Organisations that supported the march included Sisonke Gender Justice, the Triangle Project, Pink Drive and the Asijiki Coalition.
Megan Lessing, communication officer for SWEAT, said the march highlighted some of the challenges sex workers face daily. She said many sex workers still do not have access to health services.
Lessing said that because sex work is illegal in South Africa, sex workers are vulnerable to abuse by police, clients and intimate partners. A 2021 national survey showed that female sex workers experienced high levels of violence.
Gulam Petersen, a transgender sex worker and lobby officer at SWEAT, was among those vaccinated on Tuesday.
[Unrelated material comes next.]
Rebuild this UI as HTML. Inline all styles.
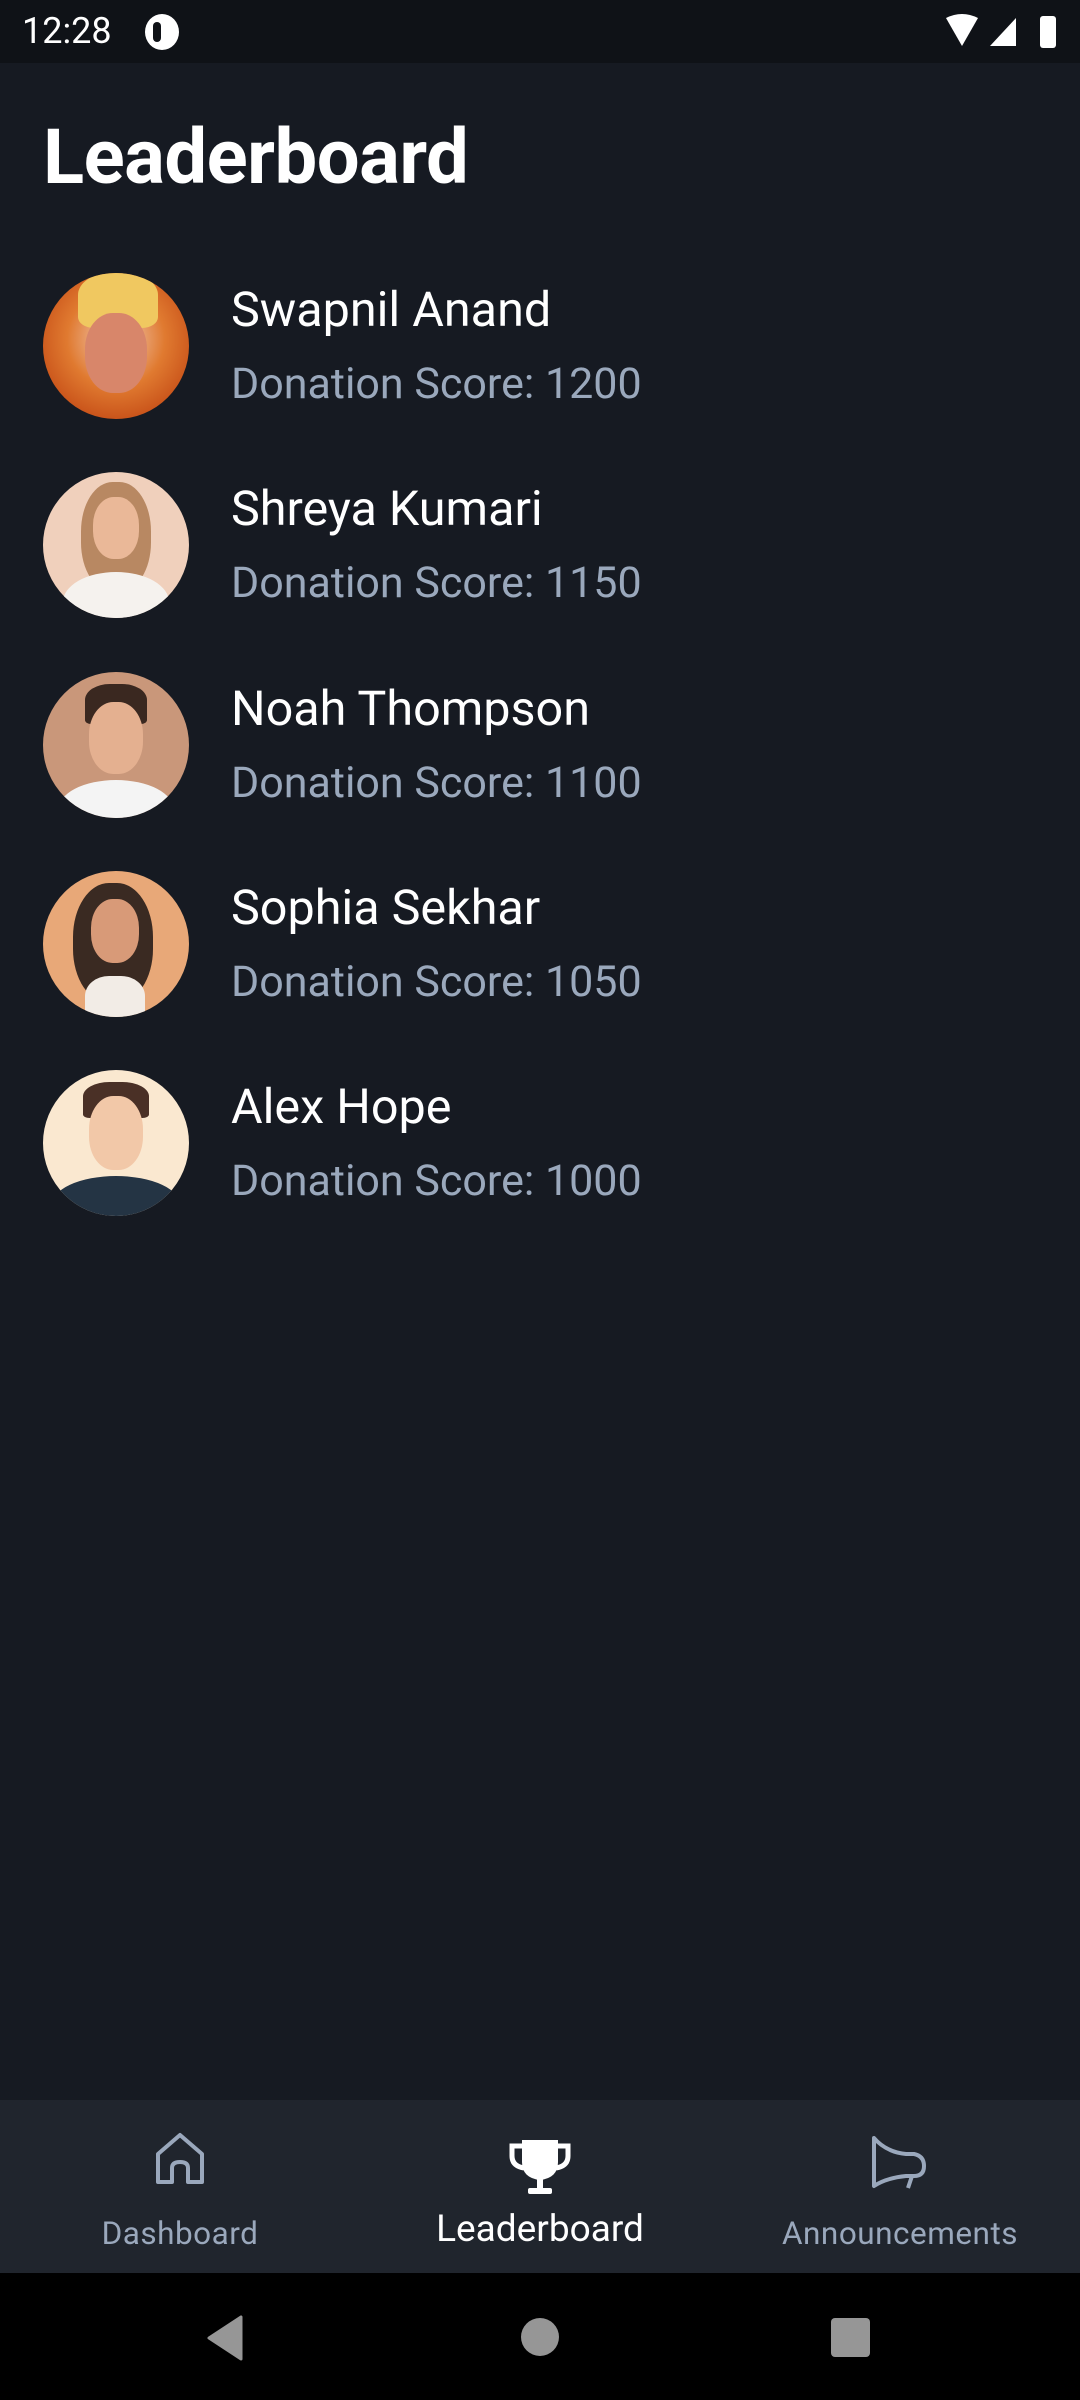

Petersen, who has been a sex worker for about 30 years, said Covid-19 had prevented many sex workers from going out at night to work unless they were meeting regular clients.
The criminalisation “dehumanised” sex workers and drove them underground, Petersen said, where they were vulnerable to “gangsters and pimps”.
Also in attendance was Western Cape MEC for Health Nomafrench Mbombo. She said the fact that sex work is a criminal offence “does have a huge impact” on sex workers’ ability to access health services.
“We are not condoning the issues of sex working but we are saying that they are already here,” she said. “There is no social distancing in sex work”, said Mbombo, so vaccines “must be brought to them in order to protect them and their clients”, she said.